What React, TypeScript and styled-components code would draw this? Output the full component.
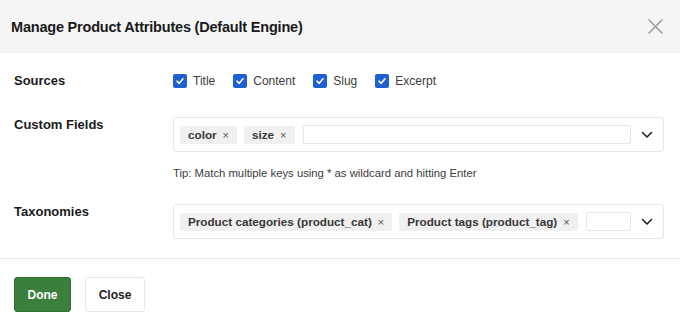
import React from "react";
import styled, { createGlobalStyle } from "styled-components";

const GlobalStyle = createGlobalStyle`
  html, body {
    margin: 0;
    padding: 0;
    background: #ffffff;
  }
  body {
    font-family: "Liberation Sans", Arial, sans-serif;
    color: #1e1e1e;
  }
`;

const Dialog = styled.div`
  width: 680px;
  height: 326px;
  background: #fff;
  display: flex;
  flex-direction: column;
  overflow: hidden;
`;

const Header = styled.div`
  height: 53px;
  background: #f5f5f5;
  display: flex;
  align-items: center;
  justify-content: space-between;
  padding: 0 17px 0 11px;
  box-sizing: border-box;
`;

const Title = styled.h1`
  margin: 0;
  font-size: 14.5px;
  font-weight: 700;
  color: #1a1a1a;
  letter-spacing: -0.2px;
`;

const CloseIcon = styled.button`
  border: 0;
  background: transparent;
  padding: 0;
  width: 16px;
  height: 16px;
  display: flex;
  align-items: center;
  justify-content: center;
  cursor: pointer;
`;

const Body = styled.div`
  padding: 20px 16px 0 14px;
  display: flex;
  flex-direction: column;
`;

const Row = styled.div<{ $gap?: number; $center?: boolean }>`
  display: flex;
  align-items: ${(p) => (p.$center ? "center" : "flex-start")};
  margin-bottom: ${(p) => p.$gap ?? 0}px;
`;

const Label = styled.div`
  width: 159px;
  flex-shrink: 0;
  font-size: 13px;
  font-weight: 700;
  line-height: 16px;
  color: #1a1a1a;
`;

const Field = styled.div`
  flex: 1;
  min-width: 0;
  display: flex;
  flex-direction: column;
`;

const Checks = styled.div`
  display: flex;
  align-items: center;
  gap: 18px;
  height: 16px;
`;

const Check = styled.label`
  display: flex;
  align-items: center;
  gap: 6px;
  font-size: 12px;
  color: #3c3c3c;
`;

const Box = styled.span`
  width: 14px;
  height: 14px;
  border-radius: 2px;
  background: #1f5fcf;
  display: flex;
  align-items: center;
  justify-content: center;
`;

const Select = styled.div`
  height: 35px;
  box-sizing: border-box;
  border: 1px solid #e6e6e6;
  border-radius: 3px;
  display: flex;
  align-items: center;
  padding: 0 9px 0 6px;
  gap: 7px;
`;

const Tag = styled.span`
  height: 18px;
  background: #f0f0f0;
  border-radius: 2px;
  display: flex;
  align-items: center;
  gap: 6px;
  padding: 0 8px;
  font-size: 11.7px;
  font-weight: 700;
  color: #383838;
  white-space: nowrap;
  flex-shrink: 0;
`;

const TagX = styled.span`
  font-size: 11px;
  font-weight: 400;
  color: #555;
`;

const Input = styled.input`
  height: 19px;
  box-sizing: border-box;
  border: 1px solid #e6e6e6;
  border-radius: 2px;
  outline: none;
  flex: 1;
  min-width: 0;
  margin-left: 1px;
`;

const Chevron = styled.span`
  width: 14px;
  display: flex;
  align-items: center;
  justify-content: center;
  margin-left: 2px;
`;

const Tip = styled.div`
  font-size: 11.3px;
  color: #3c3c3c;
  margin-top: 15px;
`;

const Divider = styled.div`
  height: 1px;
  background: #e9e9e9;
  margin-top: 19px;
`;

const Footer = styled.div`
  display: flex;
  gap: 14px;
  padding: 18px 14px 0 14px;
`;

const Button = styled.button<{ $primary?: boolean }>`
  height: 35px;
  box-sizing: border-box;
  padding: 0;
  border-radius: 3px;
  font-family: "Liberation Sans", Arial, sans-serif;
  font-size: 12px;
  font-weight: 700;
  cursor: pointer;
  border: 1px solid ${(p) => (p.$primary ? "#2f6f31" : "#e8e8e8")};
  background: ${(p) => (p.$primary ? "#3b7f3d" : "#fff")};
  color: ${(p) => (p.$primary ? "#fff" : "#222")};
  width: ${(p) => (p.$primary ? 57 : 60)}px;
`;

const CheckMark = () => (
  <svg width="10" height="10" viewBox="0 0 10 10">
    <path d="M2 5.2 L4.2 7.3 L8 2.8" fill="none" stroke="#fff" strokeWidth="1.6" strokeLinecap="round" strokeLinejoin="round" />
  </svg>
);

const ChevronDown = () => (
  <svg width="12" height="8" viewBox="0 0 12 8">
    <path d="M1.5 1.5 L6 6 L10.5 1.5" fill="none" stroke="#222" strokeWidth="1.6" strokeLinecap="round" strokeLinejoin="round" />
  </svg>
);

const sources = ["Title", "Content", "Slug", "Excerpt"];

export default function App() {
  return (
    <>
      <GlobalStyle />
      <Dialog>
        <Header>
          <Title>Manage Product Attributes (Default Engine)</Title>
          <CloseIcon aria-label="Close">
            <svg width="15" height="15" viewBox="0 0 15 15">
              <path d="M1 1 L14 14 M14 1 L1 14" stroke="#9a9a9a" strokeWidth="1.5" strokeLinecap="round" />
            </svg>
          </CloseIcon>
        </Header>
        <Body>
          <Row $center $gap={28}>
            <Label>Sources</Label>
            <Checks>
              {sources.map((s) => (
                <Check key={s}>
                  <Box>
                    <CheckMark />
                  </Box>
                  {s}
                </Check>
              ))}
            </Checks>
          </Row>
          <Row $gap={25}>
            <Label>Custom Fields</Label>
            <Field>
              <Select>
                <Tag>
                  color <TagX>×</TagX>
                </Tag>
                <Tag>
                  size <TagX>×</TagX>
                </Tag>
                <Input />
                <Chevron>
                  <ChevronDown />
                </Chevron>
              </Select>
              <Tip>Tip: Match multiple keys using * as wildcard and hitting Enter</Tip>
            </Field>
          </Row>
          <Row>
            <Label>Taxonomies</Label>
            <Field>
              <Select>
                <Tag>
                  Product categories (product_cat) <TagX>×</TagX>
                </Tag>
                <Tag>
                  Product tags (product_tag) <TagX>×</TagX>
                </Tag>
                <Input />
                <Chevron>
                  <ChevronDown />
                </Chevron>
              </Select>
            </Field>
          </Row>
        </Body>
        <Divider />
        <Footer>
          <Button $primary>Done</Button>
          <Button>Close</Button>
        </Footer>
      </Dialog>
    </>
  );
}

--------------------

● **Stated problem**: Except for the pictures, reproduce every line exactly.

● **Response**:
What React, TypeScript and styled-components code would draw this? Output the full component.
import React from "react";
import styled, { createGlobalStyle } from "styled-components";

const GlobalStyle = createGlobalStyle`
  html, body {
    margin: 0;
    padding: 0;
    background: #ffffff;
  }
  body {
    font-family: "Liberation Sans", Arial, sans-serif;
    color: #1e1e1e;
  }
`;

const Dialog = styled.div`
  width: 680px;
  height: 326px;
  background: #fff;
  display: flex;
  flex-direction: column;
  overflow: hidden;
`;

const Header = styled.div`
  height: 53px;
  background: #f5f5f5;
  display: flex;
  align-items: center;
  justify-content: space-between;
  padding: 0 17px 0 11px;
  box-sizing: border-box;
`;

const Title = styled.h1`
  margin: 0;
  font-size: 14.5px;
  font-weight: 700;
  color: #1a1a1a;
  letter-spacing: -0.2px;
`;

const CloseIcon = styled.button`
  border: 0;
  background: transparent;
  padding: 0;
  width: 16px;
  height: 16px;
  display: flex;
  align-items: center;
  justify-content: center;
  cursor: pointer;
`;

const Body = styled.div`
  padding: 20px 16px 0 14px;
  display: flex;
  flex-direction: column;
`;

const Row = styled.div<{ $gap?: number; $center?: boolean }>`
  display: flex;
  align-items: ${(p) => (p.$center ? "center" : "flex-start")};
  margin-bottom: ${(p) => p.$gap ?? 0}px;
`;

const Label = styled.div`
  width: 159px;
  flex-shrink: 0;
  font-size: 13px;
  font-weight: 700;
  line-height: 16px;
  color: #1a1a1a;
`;

const Field = styled.div`
  flex: 1;
  min-width: 0;
  display: flex;
  flex-direction: column;
`;

const Checks = styled.div`
  display: flex;
  align-items: center;
  gap: 18px;
  height: 16px;
`;

const Check = styled.label`
  display: flex;
  align-items: center;
  gap: 6px;
  font-size: 12px;
  color: #3c3c3c;
`;

const Box = styled.span`
  width: 14px;
  height: 14px;
  border-radius: 2px;
  background: #1f5fcf;
  display: flex;
  align-items: center;
  justify-content: center;
`;

const Select = styled.div`
  height: 35px;
  box-sizing: border-box;
  border: 1px solid #e6e6e6;
  border-radius: 3px;
  display: flex;
  align-items: center;
  padding: 0 9px 0 6px;
  gap: 7px;
`;

const Tag = styled.span`
  height: 18px;
  background: #f0f0f0;
  border-radius: 2px;
  display: flex;
  align-items: center;
  gap: 6px;
  padding: 0 8px;
  font-size: 11.7px;
  font-weight: 700;
  color: #383838;
  white-space: nowrap;
  flex-shrink: 0;
`;

const TagX = styled.span`
  font-size: 11px;
  font-weight: 400;
  color: #555;
`;

const Input = styled.input`
  height: 19px;
  box-sizing: border-box;
  border: 1px solid #e6e6e6;
  border-radius: 2px;
  outline: none;
  flex: 1;
  min-width: 0;
  margin-left: 1px;
`;

const Chevron = styled.span`
  width: 14px;
  display: flex;
  align-items: center;
  justify-content: center;
  margin-left: 2px;
`;

const Tip = styled.div`
  font-size: 11.3px;
  color: #3c3c3c;
  margin-top: 15px;
`;

const Divider = styled.div`
  height: 1px;
  background: #e9e9e9;
  margin-top: 19px;
`;

const Footer = styled.div`
  display: flex;
  gap: 14px;
  padding: 18px 14px 0 14px;
`;

const Button = styled.button<{ $primary?: boolean }>`
  height: 35px;
  box-sizing: border-box;
  padding: 0;
  border-radius: 3px;
  font-family: "Liberation Sans", Arial, sans-serif;
  font-size: 12px;
  font-weight: 700;
  cursor: pointer;
  border: 1px solid ${(p) => (p.$primary ? "#2f6f31" : "#e8e8e8")};
  background: ${(p) => (p.$primary ? "#3b7f3d" : "#fff")};
  color: ${(p) => (p.$primary ? "#fff" : "#222")};
  width: ${(p) => (p.$primary ? 57 : 60)}px;
`;

const CheckMark = () => (
  <svg width="10" height="10" viewBox="0 0 10 10">
    <path d="M2 5.2 L4.2 7.3 L8 2.8" fill="none" stroke="#fff" strokeWidth="1.6" strokeLinecap="round" strokeLinejoin="round" />
  </svg>
);

const ChevronDown = () => (
  <svg width="12" height="8" viewBox="0 0 12 8">
    <path d="M1.5 1.5 L6 6 L10.5 1.5" fill="none" stroke="#222" strokeWidth="1.6" strokeLinecap="round" strokeLinejoin="round" />
  </svg>
);

const sources = ["Title", "Content", "Slug", "Excerpt"];

export default function App() {
  return (
    <>
      <GlobalStyle />
      <Dialog>
        <Header>
          <Title>Manage Product Attributes (Default Engine)</Title>
          <CloseIcon aria-label="Close">
            <svg width="15" height="15" viewBox="0 0 15 15">
              <path d="M1 1 L14 14 M14 1 L1 14" stroke="#9a9a9a" strokeWidth="1.5" strokeLinecap="round" />
            </svg>
          </CloseIcon>
        </Header>
        <Body>
          <Row $center $gap={28}>
            <Label>Sources</Label>
            <Checks>
              {sources.map((s) => (
                <Check key={s}>
                  <Box>
                    <CheckMark />
                  </Box>
                  {s}
                </Check>
              ))}
            </Checks>
          </Row>
          <Row $gap={25}>
            <Label>Custom Fields</Label>
            <Field>
              <Select>
                <Tag>
                  color <TagX>×</TagX>
                </Tag>
                <Tag>
                  size <TagX>×</TagX>
                </Tag>
                <Input />
                <Chevron>
                  <ChevronDown />
                </Chevron>
              </Select>
              <Tip>Tip: Match multiple keys using * as wildcard and hitting Enter</Tip>
            </Field>
          </Row>
          <Row>
            <Label>Taxonomies</Label>
            <Field>
              <Select>
                <Tag>
                  Product categories (product_cat) <TagX>×</TagX>
                </Tag>
                <Tag>
                  Product tags (product_tag) <TagX>×</TagX>
                </Tag>
                <Input />
                <Chevron>
                  <ChevronDown />
                </Chevron>
              </Select>
            </Field>
          </Row>
        </Body>
        <Divider />
        <Footer>
          <Button $primary>Done</Button>
          <Button>Close</Button>
        </Footer>
      </Dialog>
    </>
  );
}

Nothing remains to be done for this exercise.